Two Classes of T1 Hypointense Lesions in Multiple Sclerosis With Different Clinical Relevance

Abstract

Background: Hypointense lesions on T1-weighted images have important clinical relevance in multiple sclerosis patients. Traditionally, spin-echo (SE) sequences are used to assess these lesions (termed black holes), but Fast Spoiled Gradient-Echo (FSPGR) sequences provide an excellent alternative. Objective: To determine whether the contrast difference between T1 hypointense lesions and the surrounding normal white matter is similar on the two sequences, whether different lesion types could be identified, and whether the clinical relevance of these lesions types are different. Methods: Seventy-nine multiple sclerosis patients' lesions were manually segmented, then registered to T1 sequences. Median intensity values of lesions were identified on all sequences, then K-means clustering was applied to assess whether distinct clusters of lesions can be defined based on intensity values on SE, FSPGR, and FLAIR sequences. The standardized intensity of the lesions in each cluster was compared to the intensity of the normal appearing white matter in order to see if lesions stand out from the white matter on a given sequence. Results: 100% of lesions on FSPGR images and 69% on SE sequence in cluster #1 exceeded a standardized lesion distance of Z = 2.3 (p < 0.05). In cluster #2, 78.7% of lesions on FSPGR and only 17.7% of lesions on SE sequence were above this cutoff value, meaning that these lesions were not easily seen on SE images. Lesion count in the second cluster (lesions less identifiable on SE) significantly correlated with the Expanded Disability Status Scale (EDSS) (R: 0.30, p ≤ 0.006) and with disease duration (R: 0.33, p ≤ 0.002). Conclusion: We showed that black holes can be separated into two distinct clusters based on their intensity values on various sequences, only one of which is related to clinical parameters. This emphasizes the joint role of FSPGR and SE sequences in the monitoring of MS patients and provides insight into the role of black holes in MS.

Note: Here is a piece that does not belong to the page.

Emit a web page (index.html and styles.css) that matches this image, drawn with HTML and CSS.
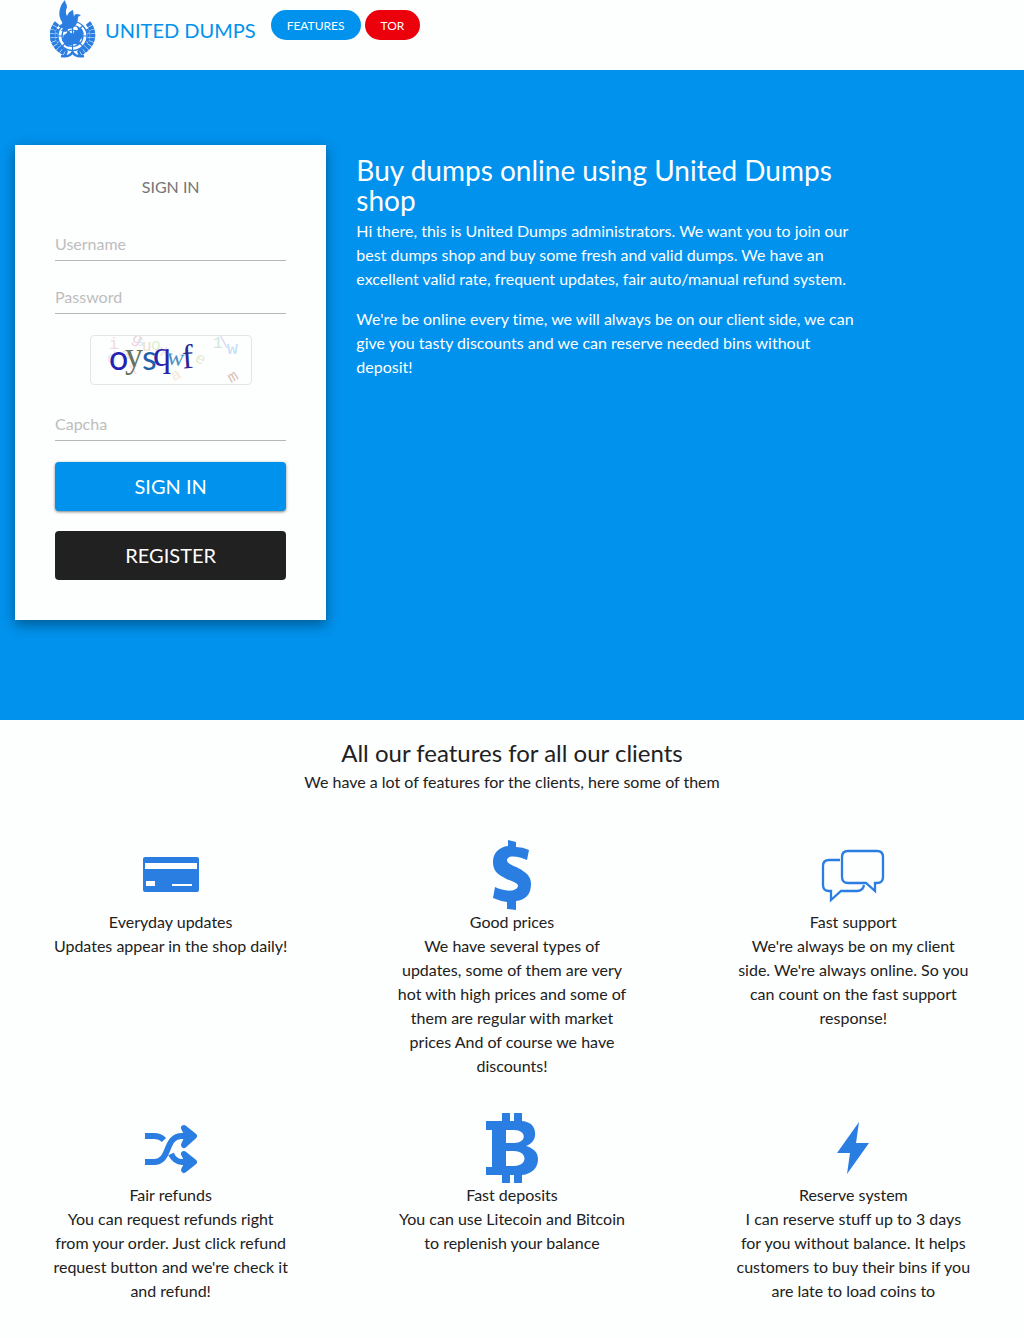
FILE: index.html
```html
<!DOCTYPE html>
<html lang="en">
<head>
<meta charset="utf-8">
<meta name="viewport" content="width=device-width, initial-scale=1">
<title>United Dumps</title>
<link rel="stylesheet" href="styles.css">
</head>
<body>
<header class="topbar">
  <a class="brand" href="#">
    <svg class="logo" viewBox="0 0 46 58" width="46" height="58" aria-hidden="true">
      <g fill="none" stroke="currentColor">
        <g stroke-width="1.2">
          <circle cx="22.500" cy="36" r="14.500"/>
          <circle cx="22.500" cy="36" r="10.500"/>
          <circle cx="22.500" cy="36" r="6"/>
          <path d="M22.500 22v28M8 36h29M12.500 26l20 20M32.500 26l-20 20"/>
        </g>
        <path d="M7 23C-1 33 1 47 17 54M38 23c8 10 6 24-10 31" stroke-width="5.500" stroke-dasharray="3.500 .5"/>
        <path d="M8 29C4 37 8 46 17 51M37 29c4 8 0 17-9 22" stroke-width="2.500" stroke-dasharray="4 .6"/>
        <path d="M11 56c6 1 10-1 11.500-4 1.500 3 5.500 5 11.500 4" stroke-width="2.500"/>
      </g>
      <g fill="currentColor">
        <path d="M14 35l5-3 4 2 2-4 6 1 2 6-3 3-1 5-5-1-4 2-3-3-5-2zM11 31l3-4 5 1-3 4zM27 27l5 2 2 5-5-2zM14 43l4 0 1 4-3-1z"/>
        <path d="M15 0C11 4 8 11 10 18c1 3 3 4 2 6l-4 2c4 3 10 4 15 2 4-3 5-7 5-11l3-2-4-1c-2 0-3 1-3 3l-1-7c-3 1-5 3-6 6-2-3-1-6 0-9 0-3-2-4-2-7z"/>
      </g>
    </svg>
    <span>UNITED DUMPS</span>
  </a>
  <nav class="links">
    <a class="pill" href="#features">FEATURES</a>
    <a class="pill pill-red" href="#">TOR</a>
  </nav>
</header>

<main>
  <section class="hero">
    <form class="card">
      <h2 class="card-title">SIGN IN</h2>
      <input class="field" type="text" placeholder="Username" aria-label="Username">
      <input class="field" type="password" placeholder="Password" aria-label="Password">
      <svg class="captcha" viewBox="0 0 160 48" width="160" height="48" role="img" aria-label="Captcha">
        <g class="noise" font-size="16">
          <text x="18" y="13" fill="#f3d9e4">i</text>
          <text x="41" y="7" fill="#eed3dc" transform="rotate(30 45 4)">g</text>
          <text x="46" y="10" fill="#d3e5f0" font-size="12">s</text>
          <text x="51" y="15" fill="#eee0d0">u</text>
          <text x="60" y="14" fill="#dcefcf">o</text>
          <text x="16" y="27" fill="#d7eff0">d</text>
          <text x="30" y="23" fill="#f2e0f0">a</text>
          <text x="37" y="38" fill="#f6dcf1">x</text>
          <text x="68" y="20" fill="#f5dde9">x</text>
          <text x="105" y="27" fill="#e4ecd0" transform="rotate(30 108 22)">e</text>
          <text x="80" y="44" fill="#f5ead9" transform="rotate(-25 84 39)">a</text>
          <text x="122" y="12" fill="#cfe8dc">1</text>
          <text x="128" y="12" fill="#dcd7ee">\</text>
          <text x="136" y="18" fill="#c3def6" font-size="18">w</text>
          <text x="137" y="46" fill="#dcc2b6" transform="rotate(-30 141 41)">m</text>
        </g>
        <g class="code">
          <text class="round" x="18" y="34" font-size="34" fill="#2420b4">o</text>
          <text x="34" y="31" font-size="36" fill="#66745f">y</text>
          <text class="round" x="51" y="34" font-size="34" fill="#1f60ac">s</text>
          <text x="62" y="30" font-size="36" fill="#2a24a8">q</text>
          <text x="76" y="29" font-size="24" fill="#4d91bd" transform="rotate(6 84 22)">w</text>
          <text x="91" y="32" font-size="34" fill="#2c2594" transform="rotate(-4 98 20)">f</text>
        </g>
      </svg>
      <input class="field" type="text" placeholder="Capcha" aria-label="Capcha">
      <button class="btn btn-primary" type="button">SIGN IN</button>
      <button class="btn btn-dark" type="button">REGISTER</button>
    </form>
    <div class="intro">
      <h1>Buy dumps online using United Dumps shop</h1>
      <p>Hi there, this is United Dumps administrators. We want you to join our best dumps shop and buy some fresh and valid dumps. We have an excellent valid rate, frequent updates, fair auto/manual refund system.</p>
      <p>We're be online every time, we will always be on our client side, we can give you tasty discounts and we can reserve needed bins without deposit!</p>
    </div>
  </section>

  <section class="features" id="features">
    <h2 class="features-title">All our features for all our clients</h2>
    <p>We have a lot of features for the clients, here some of them</p>
    <div class="grid">
      <article class="feature">
        <svg class="icon" viewBox="0 0 70 70" aria-hidden="true"><path fill="currentColor" fill-rule="evenodd" d="M9 17h52q2 0 2 2v31q0 2-2 2H9q-2 0-2-2V19q0-2 2-2zM9 23v6h52v-6zM10 41v5h9v-5zM36 44v2h20v-2z"/></svg>
        <h3>Everyday updates</h3>
        <p>Updates appear in the shop daily!</p>
      </article>
      <article class="feature">
        <svg class="icon" viewBox="0 0 70 70" aria-hidden="true"><path fill="currentColor" d="M31 0l8 2v5q7 0 13 3l-2 10C43 17 31 14 30 20c0 5 10 6 16 11 5 3 8 7 8 13 0 11-6 16-15 17v9l-9-1v-7q-7-1-14-4l2-11c8 4 21 6 23-1 0-4-9-5-15-9-6-3-10-7-10-15 0-9 6-15 15-16z"/></svg>
        <h3>Good prices</h3>
        <p>We have several types of updates, some of them are very hot with high prices and some of them are regular with market prices And of course we have discounts!</p>
      </article>
      <article class="feature">
        <svg class="icon" viewBox="0 0 70 70" aria-hidden="true"><g fill="none" stroke="currentColor" stroke-width="2.300"><path d="M30 11h29q6 0 6 6v20q0 6-6 6h-2v8l-9-8H30q-6 0-6-6V17q0-6 6-6z"/><path d="M22 20H11q-6 0-6 6v19q0 6 6 6h2v9l10-9h16q6 0 7-6"/></g></svg>
        <h3>Fast support</h3>
        <p>We're always be on my client side. We're always online. So you can count on the fast support response!</p>
      </article>
      <article class="feature">
        <svg class="icon" viewBox="0 0 70 70" aria-hidden="true"><g fill="none" stroke="currentColor" stroke-width="6"><path d="M9 23h9q6 0 10 4M9 49h9C35 49 28 23 46 23h9M35 41q4 8 11 8h9"/><path fill="currentColor" stroke-linecap="round" stroke-linejoin="round" d="M48 15l10 8-10 9 4-9zM48 41l10 8-10 8 4-8z"/></g></svg>
        <h3>Fair refunds</h3>
        <p>You can request refunds right from your order. Just click refund request button and we're check it and refund!</p>
      </article>
      <article class="feature">
        <svg class="icon" viewBox="0 0 70 70" aria-hidden="true"><path fill="currentColor" fill-rule="evenodd" d="M25 0h8v8h4V0h8v8c10 1 14 7 13 15-1 5-4 8-9 10 7 2 12 6 12 13 0 9-6 15-16 16v8h-8v-8h-4v8h-8v-8H9v-8h6V17H9V8h16zM29 17v13h8c13 0 13-13 0-13zM29 38v15h8c14 0 14-15 0-15z"/></svg>
        <h3>Fast deposits</h3>
        <p>You can use Litecoin and Bitcoin to replenish your balance</p>
      </article>
      <article class="feature">
        <svg class="icon" viewBox="0 0 70 70" aria-hidden="true"><path fill="currentColor" d="M41 9L38 30h13L29 61l3-21H19z"/></svg>
        <h3>Reserve system</h3>
        <p>I can reserve stuff up to 3 days for you without balance. It helps customers to buy their bins if you are late to load coins to</p>
      </article>
    </div>
  </section>
</main>
</body>
</html>
```
FILE: styles.css
```css
* {
  box-sizing: border-box;
}

body {
  margin: 0;
  background: #fdfefe;
  color: #212121;
  font: 16px/24px Lato, sans-serif;
  font-variant-ligatures: none;
}

h1, h2, h3, p {
  margin: 0;
  font-weight: 400;
}

.topbar {
  display: flex;
  align-items: flex-start;
  min-height: 70px;
  padding-left: 50px;
}

.brand {
  display: flex;
  align-items: center;
  gap: 9px;
  color: #0092ed;
  font-size: 20px;
  text-decoration: none;
}

.brand span {
  padding-top: 2px;
}

.logo {
  color: #2a7de1;
}

.links {
  display: flex;
  gap: 4px;
  padding: 10px 15px;
}

.pill {
  padding: 2px 16px 0;
  border-radius: 15px;
  background: #0092ed;
  color: #fff;
  font-size: 12px;
  line-height: 28px;
  text-decoration: none;
}

.pill-red {
  background: #eb000b;
}

.hero {
  display: grid;
  grid-template-columns: 1fr 2fr;
  align-items: start;
  padding: 75px 0 100px;
  background: #0092ed;
}

.card {
  display: flex;
  flex-direction: column;
  gap: 20px;
  margin: 0 15px;
  padding: 30px 40px 40px;
  background: #fdfefe;
  box-shadow: 0 5px 11px rgba(0, 0, 0, .25), 0 4px 15px rgba(0, 0, 0, .15);
}

.card-title {
  margin-bottom: 9px;
  color: #757575;
  font-size: 16px;
  line-height: 24px;
  text-align: center;
}

.field {
  width: 100%;
  height: 33px;
  padding: 0 0 2px;
  border: 0;
  border-bottom: 1px solid #b5b8b8;
  background: none;
  color: #212121;
  font: inherit;
}

.field::placeholder {
  color: #bdbdbd;
  opacity: 1;
}

.captcha {
  box-sizing: content-box;
  align-self: center;
  margin: 1px 0 3px;
  border: 1px solid #e1e5e5;
  border-radius: 4px;
}

.noise {
  font-family: "Liberation Mono", monospace;
}

.code {
  font-family: "Liberation Serif", serif;
}

.round {
  font-family: Lato, sans-serif;
}

.btn {
  height: 49px;
  padding: 0 0 2px;
  border: 0;
  border-radius: 4px;
  color: #fff;
  font: 20px/24px Lato, sans-serif;
}

.btn-primary {
  margin-top: 1px;
  background: #0092ed;
  box-shadow: 0 1px 3px rgba(0, 0, 0, .5);
}

.btn-dark {
  background: #212121;
}

.intro {
  max-width: 531px;
  padding: 10px 15px;
  color: #fff;
}

.intro h1 {
  margin-bottom: 4px;
  font-size: 28px;
  line-height: 30px;
}

.intro p + p {
  margin-top: 16px;
}

.features {
  padding: 16px 0 35px;
  text-align: center;
}

.features-title {
  font-size: 24px;
  line-height: 34px;
}

.grid {
  display: grid;
  grid-template-columns: repeat(3, 1fr);
  gap: 35px 0;
  margin-top: 46px;
}

.feature {
  padding: 0 52px;
}

.feature h3 {
  font-size: 16px;
  line-height: 24px;
}

.icon {
  display: block;
  width: 70px;
  height: 70px;
  margin: 0 auto;
  color: #2a7de1;
}
```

Keywords: MRI protocol; T1 hypointense lesions; black holes; clinical state; clustering; multiple sclerosis.

Figure 1

Standardized intensities of lesions on FSPGR and SE images. The median intensities of lesions were divided by the median intensity of the CSF, GM, and WM, respectively. Hence, a standardized intensity value of 1 would mean lesion intensity that does not stand out from the surrounding tissue intensity.

Figure 2

Separability of lesion clusters from white matter intensity in FSPGR and SE sequences. Histograms depict the probability density function of standardized lesion distance (see Methods for more details) for the two lesion type clusters on FSPGR and SE sequences. The vertical red line depicts a standardized lesion distance of Z = 2.3. PDF, probability density function.

Figure 3

The two clusters of lesions on FSPGR and SE images. Images on the left (A,C) are examples depict SE whilst images on the right (B,D) depict FSPGR for Cluster 1 (yellow circle) and Cluster 2 (red circle), respectively.

Figure 4

Clinical relevance of the lesion types. The subplots show the significant Spearman correlation plots (EDSS, Expanded Disability Status Scale; DD, disease duration; Cl-2 count, lesion count in the Cluster #2; Cl-2 volume, lesion volume in the Cluster #2; TLV, total lesion volume; NBV, normalized brain volume).